SIRT1 protein in JNK1-KO mice. A, SIRT1 protein in liver tissues is shown. JNK1-KO mice were fed HFD for 22 weeks. SIRT1 protein was determined in the liver tissue homogenate. B, shown is protection of JNK1-KO mice from development of fatty liver. Hepatic steatosis is indicated by liver size (picture) and lipid droplet (slide with hematoxylin and eosin staining). C, triglyceride in liver is shown. D, body weight (BW) is shown. The data in panels C and D are presented as the means ± S.E. (n = 8). E, SIRT1 in lean JNK1-KO mice is shown. SIRT1 protein was determined in the liver of mice on chow diet. F, SIRT1 in lean JNK2-KO mice is shown. SIRT1 protein was determined in the liver of mice on chow diet. G, SIRT1 in obese mice with liver-specific JNK1/2 KO. SIRT1 protein was determined in the liver of double KO mice at 16 weeks on HFD. *, p < 0.05; **, p < 0.001 by Student's t test.

FIGURE 6.

Catalytic activity of SIRT1. A, catalytic activity of SIRT1 in the liver of DIO mice is shown. The test was conducted using the nuclear protein extract from liver tissues of DIO mice fed HFD for 22 weeks.

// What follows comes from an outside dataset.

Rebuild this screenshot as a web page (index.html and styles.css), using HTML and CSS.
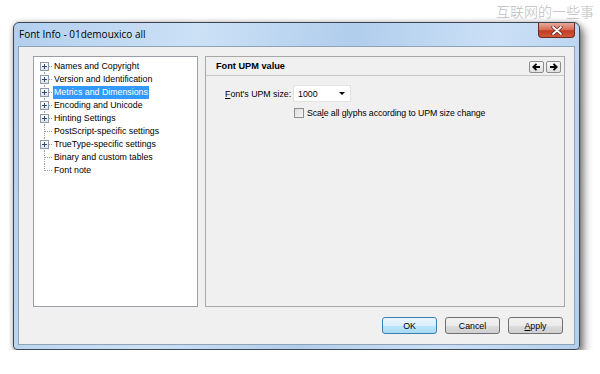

B, catalytic activity of SIRT1 in JNK1-KO mice is shown. The nuclear extract of liver tissues was made from mice at 22 weeks on HFD. C, catalytic activity of SIRT1 is shown. Histone deacetylase activity was examined in the nuclear extract of HepG2 hematoma cells at 30 and 120 min after glucose treatment. JNK inhibitor SP600125 (SP) was used to pretreat the cells for 30 min before glucose treatment. D, catalytic activity of SIRT1 in JNK1-KO MEFs is shown. The assay in panel C was repeated in JNK1-KO MEFs. The data in this figure are presented as the mean ± S.E. (n = 10). *, p < 0.05 by Student's t test.